Government To Ban Extremists From Having Unsupervised Access To Children


Hate preachers and those who support terrorism could be banned from having unsupervised access to children under tough new measures being considered by the government. The Home Secretary, Theresa May, is considering a package of measures to make it harder to radicalise vulnerable people.

In addition to the ban Andrew Gilligan reports staff at Job Centres could be asked to make up lists of those who might be at risk of radicalisation. Gilligan claims a leaked memo had also looked at reducing benefits for those who do not make an effort to learn how to speak English. The move is intended force immigrants to integrate into British society.

The new rules will have an emphasis on “British values”, and follows widespread public outrage at the numbers joining Islamic State fighters: currently thought to be around 700. In the most high profile case a Kuwaiti refugee to the UK – Mohammed Emwazi – was identified at the notorious terrorist killer Jihad John.

Emwazi was allowed into the country with his family when he was just 6-years-old and was thought to have had a typical British upbringing.

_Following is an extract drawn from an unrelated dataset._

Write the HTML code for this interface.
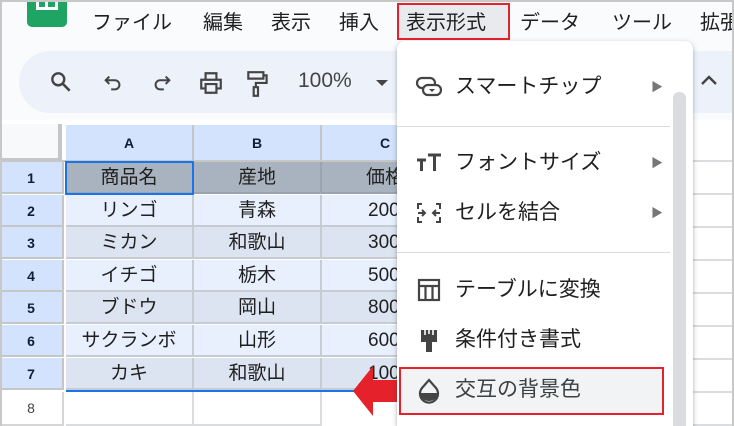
<!DOCTYPE html>
<html style="width:734px;height:426px;overflow:hidden"><head><meta charset="utf-8">
<style>
*{margin:0;padding:0;box-sizing:border-box}
body{width:734px;height:426px;overflow:hidden;background:#fff;font-family:"Liberation Sans","Noto Sans CJK JP",sans-serif;position:relative;color:#1f1f1f}
.a{position:absolute}
.menu-t{position:absolute;top:6px;font-size:20px;color:#1f1f1f;white-space:nowrap}
.cell{position:absolute;height:32px;font-size:19px;line-height:32px;text-align:center;border-right:2px solid #c7ccd3;border-bottom:2px solid #c7ccd3;white-space:nowrap;overflow:hidden}
.rh{position:absolute;left:0;width:64px;height:32px;background:#d3e3fd;font-size:14px;font-weight:bold;line-height:32px;text-align:center;border-right:2px solid #c4c7c5;border-bottom:2px solid #c4c7c5;color:#0b1f3a}
.mi{position:absolute;left:0;width:295px;height:46px;font-size:21px;line-height:46px;color:#1f1f1f}
.mi span{position:absolute;left:58px}
.mi svg{position:absolute;left:18px;top:11px}
.arr{position:absolute;left:254px;font-size:12px;color:#777}
</style></head><body>
<div class="a" style="left:0;top:0;width:734px;height:426px;border:2px solid #c8c8c8;border-bottom:none;z-index:50;pointer-events:none"></div>
<div class="a" style="left:0;top:0;width:734px;height:120px;background:#f9fbfd"></div>
<div class="a" style="left:27px;top:0;width:40px;height:27px;background:#1fa463;border-radius:0 0 5px 5px"></div>
<div class="a" style="left:36px;top:0;width:22px;height:10px;border:3px solid #fff;border-top:none"></div>
<div class="a" style="left:45px;top:0;width:3px;height:10px;background:#fff"></div>
<div class="menu-t" style="left:92px">ファイル</div>
<div class="menu-t" style="left:203px">編集</div>
<div class="menu-t" style="left:271px">表示</div>
<div class="menu-t" style="left:339px">挿入</div>
<div class="a" style="left:397px;top:3px;width:113px;height:37px;background:#e8eaed;border:2px solid #e5212b"></div>
<div class="menu-t" style="left:406px">表示形式</div>
<div class="menu-t" style="left:520px">データ</div>
<div class="menu-t" style="left:612px">ツール</div>
<div class="menu-t" style="left:700px">拡張</div>
<div class="a" style="left:19px;top:51px;width:715px;height:62px;background:#edf2fa;border-radius:31px 0 0 31px"></div>
<svg class="a" style="left:48px;top:69px" width="26" height="26" viewBox="0 0 24 24"><circle cx="9.5" cy="9.5" r="5.5" fill="none" stroke="#444" stroke-width="2.2"/><path d="M13.5 13.5L20 20" stroke="#444" stroke-width="2.4"/></svg>
<svg class="a" style="left:102px;top:72px" width="22" height="22" viewBox="0 0 24 24"><path d="M8 5L4 9l4 4M4 9h10a5 5 0 010 10h-4" fill="none" stroke="#444" stroke-width="2.2"/></svg>
<svg class="a" style="left:151px;top:72px" width="22" height="22" viewBox="0 0 24 24"><path d="M16 5l4 4-4 4M20 9H10a5 5 0 000 10h4" fill="none" stroke="#444" stroke-width="2.2"/></svg>
<svg class="a" style="left:198px;top:70px" width="26" height="26" viewBox="0 0 24 24"><path d="M7 8V3h10v5M7 17H3V9h18v8h-4M7 13h10v8H7z" fill="none" stroke="#444" stroke-width="2"/></svg>
<svg class="a" style="left:246px;top:70px" width="24" height="28" viewBox="0 0 22 26"><path d="M2 2h14v6H2zM16 5h3v7H9v4M7 16h4v8H7z" fill="none" stroke="#444" stroke-width="2"/></svg>
<div class="a" style="left:298px;top:69px;font-size:21px;color:#444">100%</div>
<div class="a" style="left:376px;top:80px;width:0;height:0;border-left:6px solid transparent;border-right:6px solid transparent;border-top:6px solid #444"></div>
<svg class="a" style="left:699px;top:72px" width="20" height="16" viewBox="0 0 20 16"><path d="M3 12l7-7 7 7" fill="none" stroke="#444" stroke-width="2.4"/></svg>
<div class="a" style="left:0;top:124px;width:734px;height:302px;background:#fff"></div>
<div class="a" style="left:0;top:124px;width:62px;height:38px;background:#f8f9fa;border-right:4px solid #c4c7c5;border-bottom:4px solid #c4c7c5"></div>
<div class="cell" style="left:66px;top:125px;width:128px;height:37px;line-height:36px;background:#d3e3fd;font-size:14px;font-weight:bold;color:#0b1f3a;border-color:#c4c7c5">A</div>
<div class="cell" style="left:194px;top:125px;width:128px;height:37px;line-height:36px;background:#d3e3fd;font-size:14px;font-weight:bold;color:#0b1f3a;border-color:#c4c7c5">B</div>
<div class="cell" style="left:322px;top:125px;width:128px;height:37px;line-height:36px;background:#d3e3fd;font-size:14px;font-weight:bold;color:#0b1f3a;border-color:#c4c7c5">C</div>
<div class="a" style="left:0;top:160px;width:734px;height:2px;background:#c4c7c5"></div>

<div class="rh" style="top:162px">1</div>
<div class="cell" style="left:66px;top:162px;width:128px;background:#a9b3bf;border-color:#9aa3ae">商品名</div>
<div class="cell" style="left:194px;top:162px;width:128px;background:#a9b3bf;border-color:#9aa3ae">産地</div>
<div class="cell" style="left:322px;top:162px;width:128px;background:#a9b3bf;border-color:#9aa3ae;text-align:left;padding-left:44px">価格</div>
<div class="a" style="left:65px;top:161px;width:129px;height:34px;border:2px solid #1a73e8"></div>

<div class="rh" style="top:195px">2</div>
<div class="cell" style="left:66px;top:195px;width:128px;background:#e8f0fe">リンゴ</div>
<div class="cell" style="left:194px;top:195px;width:128px;background:#e8f0fe">青森</div>
<div class="cell" style="left:322px;top:195px;width:128px;background:#e8f0fe;text-align:left;padding-left:46px">200</div>
<div class="rh" style="top:227px">3</div>
<div class="cell" style="left:66px;top:227px;width:128px;background:#dbe4f0">ミカン</div>
<div class="cell" style="left:194px;top:227px;width:128px;background:#dbe4f0">和歌山</div>
<div class="cell" style="left:322px;top:227px;width:128px;background:#dbe4f0;text-align:left;padding-left:46px">300</div>
<div class="rh" style="top:260px">4</div>
<div class="cell" style="left:66px;top:260px;width:128px;background:#e8f0fe">イチゴ</div>
<div class="cell" style="left:194px;top:260px;width:128px;background:#e8f0fe">栃木</div>
<div class="cell" style="left:322px;top:260px;width:128px;background:#e8f0fe;text-align:left;padding-left:46px">500</div>
<div class="rh" style="top:292px">5</div>
<div class="cell" style="left:66px;top:292px;width:128px;background:#dbe4f0">ブドウ</div>
<div class="cell" style="left:194px;top:292px;width:128px;background:#dbe4f0">岡山</div>
<div class="cell" style="left:322px;top:292px;width:128px;background:#dbe4f0;text-align:left;padding-left:46px">800</div>
<div class="rh" style="top:325px">6</div>
<div class="cell" style="left:66px;top:325px;width:128px;background:#e8f0fe">サクランボ</div>
<div class="cell" style="left:194px;top:325px;width:128px;background:#e8f0fe">山形</div>
<div class="cell" style="left:322px;top:325px;width:128px;background:#e8f0fe;text-align:left;padding-left:46px">600</div>
<div class="rh" style="top:358px">7</div>
<div class="cell" style="left:66px;top:358px;width:128px;background:#dbe4f0">カキ</div>
<div class="cell" style="left:194px;top:358px;width:128px;background:#dbe4f0">和歌山</div>
<div class="cell" style="left:322px;top:358px;width:128px;background:#dbe4f0;text-align:left;padding-left:46px">100</div>
<div class="a" style="left:66px;top:390px;width:340px;height:2px;background:#1a73e8"></div>
<div class="rh" style="top:392px;background:#fff;font-weight:normal;color:#444;border-color:#d6d6d6;height:34px">8</div>
<div class="cell" style="left:66px;top:392px;width:128px;height:34px;border-color:#dadce0"></div>
<div class="cell" style="left:194px;top:392px;width:128px;height:34px;border-color:#dadce0"></div>
<div class="a" style="left:692px;top:126px;width:42px;height:300px;background:repeating-linear-gradient(#fff 0 31px,#dadce0 31px 33px);background-position:0 3px"></div>
<svg class="a" style="left:353px;top:366px" width="44" height="50" viewBox="0 0 44 50"><path d="M0 25L20 0v14h24v22H20v14z" fill="#e5212b"/></svg>
<div class="a" style="left:397px;top:41px;width:296px;height:385px;background:#fff;border-radius:8px 8px 0 0;box-shadow:0 2px 6px rgba(60,64,67,.3),0 1px 2px rgba(60,64,67,.2);z-index:10;overflow:hidden">
 <div class="mi" style="top:23px"><svg width="28" height="24" viewBox="0 0 28 24"><rect x="2" y="3" width="18" height="10" rx="5" fill="none" stroke="#444" stroke-width="2.2"/><rect x="8" y="10" width="18" height="10" rx="5" fill="#fff" stroke="#444" stroke-width="2.2"/><path d="M14 14h6l-3 3z" fill="#444"/></svg><span>スマートチップ</span><div class="arr" style="top:0">▶</div></div>
 <div class="a" style="left:0;top:85px;width:273px;height:1px;background:#dadce0"></div>
 <div class="mi" style="top:99px"><svg width="28" height="24" viewBox="0 0 28 24"><path d="M2 9h9M6.5 9v11M13 4h13M19.5 4v16" stroke="#444" stroke-width="3" fill="none"/></svg><span>フォントサイズ</span><div class="arr">▶</div></div>
 <div class="mi" style="top:149px"><svg width="28" height="24" viewBox="0 0 28 24"><path d="M3 8V3h4M3 16v5h4M25 8V3h-4M25 16v5h-4M3 12h7M7 9l3 3-3 3M25 12h-7M21 9l-3 3 3 3" stroke="#444" stroke-width="2" fill="none"/></svg><span>セルを結合</span><div class="arr">▶</div></div>
 <div class="a" style="left:0;top:211px;width:273px;height:1px;background:#dadce0"></div>
 <div class="mi" style="top:226px"><svg width="28" height="24" viewBox="0 0 28 24"><rect x="4" y="2" width="20" height="20" fill="none" stroke="#444" stroke-width="2.2"/><path d="M4 8h20M10.5 8v14M17.5 8v14" stroke="#444" stroke-width="2.2"/></svg><span>テーブルに変換</span></div>
 <div class="mi" style="top:276px"><svg width="28" height="26" viewBox="0 0 28 26"><path d="M6 2h16v12H6z" fill="#444"/><path d="M10 2v5M14 2v4M18 2v5" stroke="#fff" stroke-width="1.6"/><rect x="11" y="14" width="6" height="10" fill="#444"/></svg><span>条件付き書式</span></div>
 <div class="a" style="left:2px;top:326px;width:265px;height:48px;background:#f1f3f4;border:2px solid #e5212b"></div>
 <div class="mi" style="top:326px"><svg width="28" height="26" viewBox="0 0 28 26"><path d="M14 2l7 8a9 9 0 11-14 0z" fill="none" stroke="#444" stroke-width="2.2"/><path d="M5 15h18a9 8 0 01-18 0z" fill="#444"/></svg><span style="color:#3c4043">交互の背景色</span></div>
 <div class="a" style="left:276px;top:51px;width:13px;height:334px;background:#dadce0;border-radius:6px 6px 0 0"></div>
</div>
</body></html>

However, he was radicalised in London and went on to behead a number of journalists and aid workers as part of a propaganda campaign by Jihadi terrorists.

The strategy is likely to be published before Parliament closes for the general election in a few weeks time. It says “in the past, there has been a risk that the Government sends an ambivalent and dangerous message – that it doesn’t really matter if you don’t believe in democracy”.

It adds: “We need to stand up and be more assertive in promoting our values and challenging the extremists who fundamentally oppose them. This will include explaining our foreign policy [and] promoting mainstream voices supporting the quiet majority in all communities who oppose extremism.”

Under the plan councils will have to “take steps to ensure the safeguarding of children in hitherto unregulated places”. This will include Universities, school and youth clubs. The Home Secretary is believed to be keen to put an end to Trojan Horse tactics, in which racial Muslims take over the governing bodies of schools and implement strict Islamic rules.

There is also expected to be action against the widespread use of Sharia courts across areas with large Muslim populations. They are often seen as creating two classes of citizen, with Muslims living in a parallel legal environment from their non-Muslim neighbours.